The Nobel Peace Prize reminds me of Golda Meir’s scathing comment in 1978 that a couple of Oscars would have been more suitable for Egypt President Anwar Sadat and Israel Prime Minister Menachem Begin. Nevertheless, the prize can serve a purpose. The award that European Union (EU) representatives received earlier this week was astutely timed to distract attention from squabbles over subsidies for Greece and Spain, Ireland’s problems, euro-zone uncertainties, British euro-scepticism, and misgivings about German economic power.
EU deserved the award for two reasons. First, it acknowledges the voluntary submersion of some aspects of national sovereignty in a greater ideal by 27 countries (soon to be 28) and more than 500 million people. Second, it’s a reminder to the Association of Southeast Asian Nations, the South Asian Association of Regional Cooperation and the Gulf Coordinating Council that integration is not a pie-in-the-sky dream.
Kuala Lumpur, where the first East Asia Summit was held in 2005, may not have been Messina where France, Germany, Italy, Belgium, the Netherlands and Luxembourg agreed in 1955 to cooperate in coal and steel. But it marked what Manmohan Singh called “the forerunner of an economic community” leading to “an arc of advantage and prosperity across Asia”.
But the three Nobel Peace Prize winners who objected to the award may have a point. Archbishop Desmond Tutu, Mairead Maguire and Adolfo Perez Esquivel say EU “is not seeking to realise Nobel’s demilitarised global peace order”. It can be pleaded that, as the UN vote on Palestine showed, foreign policy is one area where EU is not unanimous. While Britain abstained on statehood, France supported it. Europe’s role in Iraq, Afghanistan and Somalia, or its boast of spreading liberal democratic values, are gratifying to Europeans. Not to Asians and Africans. But as European Commission President Herman Van Rompuy implied, EU’s real achievement is that it exists.
“What a bold test it was,” he said, “for Europe’s founders to say yes, yes we can, yes we can break the endless cycle of violence, we can stop the logic of vengeance, we can build a brighter future together.” Europe suffered the Hundred Years’ War between Britain and France and the wars of Spanish and Austrian succession. Napoleon’s invasion of Russia was one of history’s epic tragedies. Europe has been invaded by Mongols, colonised by Turks and ruled by Moors. Christians have fought for independence in Spain and struggled for national liberation in the Balkans. The concept of “ethnic cleansing” was first recognised in the conflict between Greece and Turkey.

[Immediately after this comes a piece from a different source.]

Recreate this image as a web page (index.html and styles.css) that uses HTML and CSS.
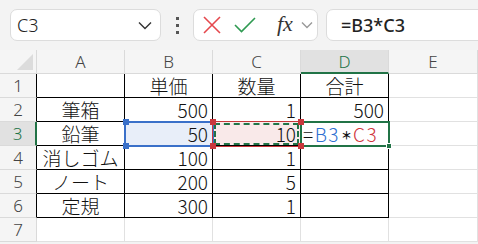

Two European wars dragged the entire world into the crater of a raging volcano, Europe’s mastery of science and technology only making them more deadly. India and Southeast Asia suffered in both. The US had to intervene. The rise of militant communism seared another line across Europe’s suffering face. Hungary and Czechoslovakia tried to resist and were crushed. The Berlin Wall enslaved a city. The Warsaw Pact and Marshall Plan competed for influence.
The prize acknowledges EU’s triumph over this turbulent past. But by no means does this indicate it is above controversy, or that posterity will regard all award-winners with respect. Pragmatic politician that he is, Henry Kissinger, the 1973 recipient, might not even regard the peacemaker title as particularly complimentary. His co-recipient, Le Duc Tho, the Vietnamese Communist revolutionary who spent 11 years in French prisons, was more consistent in refusing the honour. The greatest slur on the decision-makers was to overlook Mahatma Gandhi.
It’s impossible to avoid the suspicion that since politics plays a large part in the award, it’s never bestowed on anyone who might embarrass a major Western power. The Dalai Lama is an ideal prize-winner less because of his Buddhist philosophy, but because he is a thorn in China’s side.
Having said all this, I will admit I like to think of Europe today as Asia tomorrow. When foreigners mention Kashmir, I remind them of Schleswig-Holstein and Alsace and Lorraine. Lord Palmerston famously said only three people understood the Schleswig-Holstein dispute — the Prince Consort who was dead, a Danish politician who was mad and he himself, and he had long ago forgotten all about it. Frenchmen draped the civic statues of Alsace-Lorraine in black in mourning because Prussia had taken the province.
One day, perhaps, Kashmir might be as much a forgotten memory as Schleswig-Holstein and Alsace-Lorraine in an Asia that is focussed on economic cooperation. A Nobel Peace Prize for the process might not be misplaced.